July 31, 2025 – In a brief but notable disruption, Binance, the world’s largest crypto exchange, paused all deposits and withdrawals for approximately 15 minutes starting at 08:00 UTC. The suspension, attributed to scheduled maintenance, left traders unable to move funds—though spot and derivatives trading remained unaffected.

While the outage was short-lived, it reignited a critical debate: Are we too reliant on centralized exchanges?

🔍 What Went Down?

Deposits & withdrawals frozen for ~15 minutes

Trading continued as usual, but pending transactions may have failed

Binance cited routine wallet maintenance as the cause

No major disruptions reported, but concerns linger

🤔 Why This Matters

At first glance, a 15-minute pause seems minor—but in the fast-moving crypto world, even brief interruptions raise eyebrows. Binance handled the situation professionally, yet the incident highlights a deeper issue: centralization.

Crypto was built on the promise of decentralization—cutting out middlemen and giving users full control. Yet, when a single exchange can freeze millions of dollars in assets at will (even for maintenance), it’s a stark reminder of how far we still are from that ideal.

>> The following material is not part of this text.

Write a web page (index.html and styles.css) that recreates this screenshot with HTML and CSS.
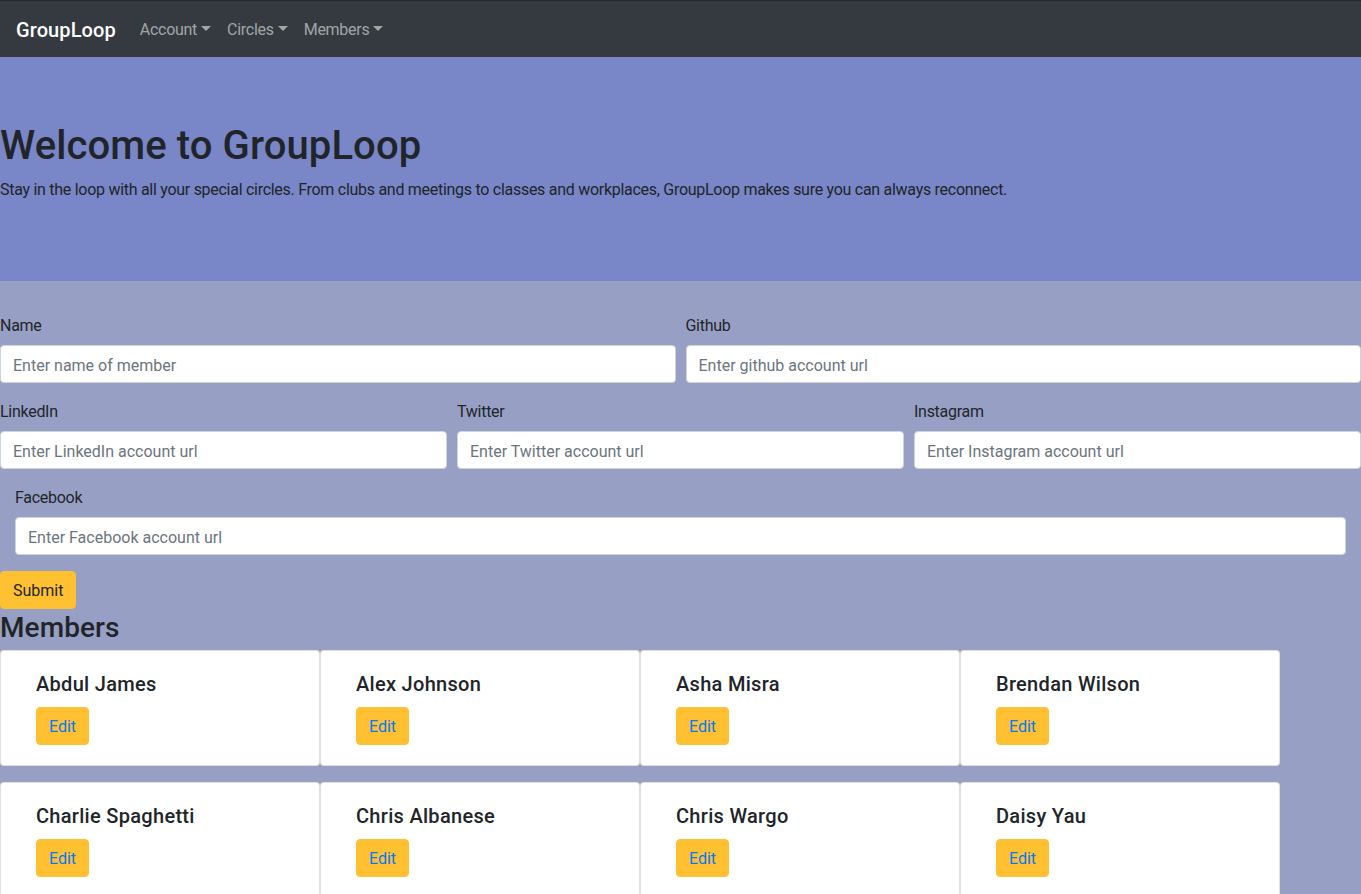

🚀 The Bigger Picture: Time for True Decentralization?

As institutional adoption grows, so does the need for self-custody solutions, decentralized exchanges (DEXs), and non-custodial wallets. While CEXs like Binance offer liquidity and convenience, this incident underscores the risks of putting too much trust in any one platform.

The takeaway? The future of crypto must be permissionless, resilient, and truly decentralized—because no single entity should hold this much power over your money.